── INFORMATION SHOWN ──

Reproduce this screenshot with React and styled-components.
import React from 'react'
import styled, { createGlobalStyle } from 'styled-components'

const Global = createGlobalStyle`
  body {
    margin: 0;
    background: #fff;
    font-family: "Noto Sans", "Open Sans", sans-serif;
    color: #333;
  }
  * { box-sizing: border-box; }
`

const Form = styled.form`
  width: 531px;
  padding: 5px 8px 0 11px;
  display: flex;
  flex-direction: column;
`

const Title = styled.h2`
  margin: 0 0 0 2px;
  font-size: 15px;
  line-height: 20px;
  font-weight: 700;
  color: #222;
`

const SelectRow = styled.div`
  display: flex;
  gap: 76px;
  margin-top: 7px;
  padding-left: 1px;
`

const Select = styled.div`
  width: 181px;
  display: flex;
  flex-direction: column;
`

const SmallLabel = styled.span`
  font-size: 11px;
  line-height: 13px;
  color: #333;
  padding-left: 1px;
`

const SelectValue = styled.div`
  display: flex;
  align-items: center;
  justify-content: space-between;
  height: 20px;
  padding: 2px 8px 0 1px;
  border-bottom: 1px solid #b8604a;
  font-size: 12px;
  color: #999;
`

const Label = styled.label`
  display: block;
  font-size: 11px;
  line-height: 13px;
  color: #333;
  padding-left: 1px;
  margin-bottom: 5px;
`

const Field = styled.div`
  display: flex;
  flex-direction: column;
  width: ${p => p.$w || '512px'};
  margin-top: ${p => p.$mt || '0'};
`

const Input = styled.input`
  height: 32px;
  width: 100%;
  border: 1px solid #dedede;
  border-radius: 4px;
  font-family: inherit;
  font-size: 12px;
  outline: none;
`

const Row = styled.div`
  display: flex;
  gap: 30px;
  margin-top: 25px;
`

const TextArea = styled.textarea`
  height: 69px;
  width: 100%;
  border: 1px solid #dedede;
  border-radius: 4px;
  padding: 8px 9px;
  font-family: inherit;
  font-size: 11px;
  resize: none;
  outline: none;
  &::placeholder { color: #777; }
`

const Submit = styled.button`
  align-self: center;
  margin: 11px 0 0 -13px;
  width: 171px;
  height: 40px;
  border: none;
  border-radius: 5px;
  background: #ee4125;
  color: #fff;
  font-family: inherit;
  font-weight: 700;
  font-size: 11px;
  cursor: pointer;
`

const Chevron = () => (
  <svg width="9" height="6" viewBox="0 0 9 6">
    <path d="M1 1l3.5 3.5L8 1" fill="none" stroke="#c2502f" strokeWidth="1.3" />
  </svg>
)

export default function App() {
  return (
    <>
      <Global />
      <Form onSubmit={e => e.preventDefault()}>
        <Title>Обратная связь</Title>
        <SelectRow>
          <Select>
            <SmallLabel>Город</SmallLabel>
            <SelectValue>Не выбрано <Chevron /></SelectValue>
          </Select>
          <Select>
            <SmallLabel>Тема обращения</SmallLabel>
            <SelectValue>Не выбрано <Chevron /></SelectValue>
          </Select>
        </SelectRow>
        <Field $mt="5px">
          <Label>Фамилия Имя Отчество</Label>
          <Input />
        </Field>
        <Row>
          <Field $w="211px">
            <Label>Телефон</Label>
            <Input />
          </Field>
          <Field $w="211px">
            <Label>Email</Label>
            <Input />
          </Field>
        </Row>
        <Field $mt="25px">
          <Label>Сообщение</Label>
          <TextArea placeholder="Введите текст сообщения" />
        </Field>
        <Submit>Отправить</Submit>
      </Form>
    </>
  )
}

───

▶ _WHAT THE TASK ASKS_
Print all the data exactly.

▶ _FULL RESPONSE_
Reproduce this screenshot with React and styled-components.
import React from 'react'
import styled, { createGlobalStyle } from 'styled-components'

const Global = createGlobalStyle`
  body {
    margin: 0;
    background: #fff;
    font-family: "Noto Sans", "Open Sans", sans-serif;
    color: #333;
  }
  * { box-sizing: border-box; }
`

const Form = styled.form`
  width: 531px;
  padding: 5px 8px 0 11px;
  display: flex;
  flex-direction: column;
`

const Title = styled.h2`
  margin: 0 0 0 2px;
  font-size: 15px;
  line-height: 20px;
  font-weight: 700;
  color: #222;
`

const SelectRow = styled.div`
  display: flex;
  gap: 76px;
  margin-top: 7px;
  padding-left: 1px;
`

const Select = styled.div`
  width: 181px;
  display: flex;
  flex-direction: column;
`

const SmallLabel = styled.span`
  font-size: 11px;
  line-height: 13px;
  color: #333;
  padding-left: 1px;
`

const SelectValue = styled.div`
  display: flex;
  align-items: center;
  justify-content: space-between;
  height: 20px;
  padding: 2px 8px 0 1px;
  border-bottom: 1px solid #b8604a;
  font-size: 12px;
  color: #999;
`

const Label = styled.label`
  display: block;
  font-size: 11px;
  line-height: 13px;
  color: #333;
  padding-left: 1px;
  margin-bottom: 5px;
`

const Field = styled.div`
  display: flex;
  flex-direction: column;
  width: ${p => p.$w || '512px'};
  margin-top: ${p => p.$mt || '0'};
`

const Input = styled.input`
  height: 32px;
  width: 100%;
  border: 1px solid #dedede;
  border-radius: 4px;
  font-family: inherit;
  font-size: 12px;
  outline: none;
`

const Row = styled.div`
  display: flex;
  gap: 30px;
  margin-top: 25px;
`

const TextArea = styled.textarea`
  height: 69px;
  width: 100%;
  border: 1px solid #dedede;
  border-radius: 4px;
  padding: 8px 9px;
  font-family: inherit;
  font-size: 11px;
  resize: none;
  outline: none;
  &::placeholder { color: #777; }
`

const Submit = styled.button`
  align-self: center;
  margin: 11px 0 0 -13px;
  width: 171px;
  height: 40px;
  border: none;
  border-radius: 5px;
  background: #ee4125;
  color: #fff;
  font-family: inherit;
  font-weight: 700;
  font-size: 11px;
  cursor: pointer;
`

const Chevron = () => (
  <svg width="9" height="6" viewBox="0 0 9 6">
    <path d="M1 1l3.5 3.5L8 1" fill="none" stroke="#c2502f" strokeWidth="1.3" />
  </svg>
)

export default function App() {
  return (
    <>
      <Global />
      <Form onSubmit={e => e.preventDefault()}>
        <Title>Обратная связь</Title>
        <SelectRow>
          <Select>
            <SmallLabel>Город</SmallLabel>
            <SelectValue>Не выбрано <Chevron /></SelectValue>
          </Select>
          <Select>
            <SmallLabel>Тема обращения</SmallLabel>
            <SelectValue>Не выбрано <Chevron /></SelectValue>
          </Select>
        </SelectRow>
        <Field $mt="5px">
          <Label>Фамилия Имя Отчество</Label>
          <Input />
        </Field>
        <Row>
          <Field $w="211px">
            <Label>Телефон</Label>
            <Input />
          </Field>
          <Field $w="211px">
            <Label>Email</Label>
            <Input />
          </Field>
        </Row>
        <Field $mt="25px">
          <Label>Сообщение</Label>
          <TextArea placeholder="Введите текст сообщения" />
        </Field>
        <Submit>Отправить</Submit>
      </Form>
    </>
  )
}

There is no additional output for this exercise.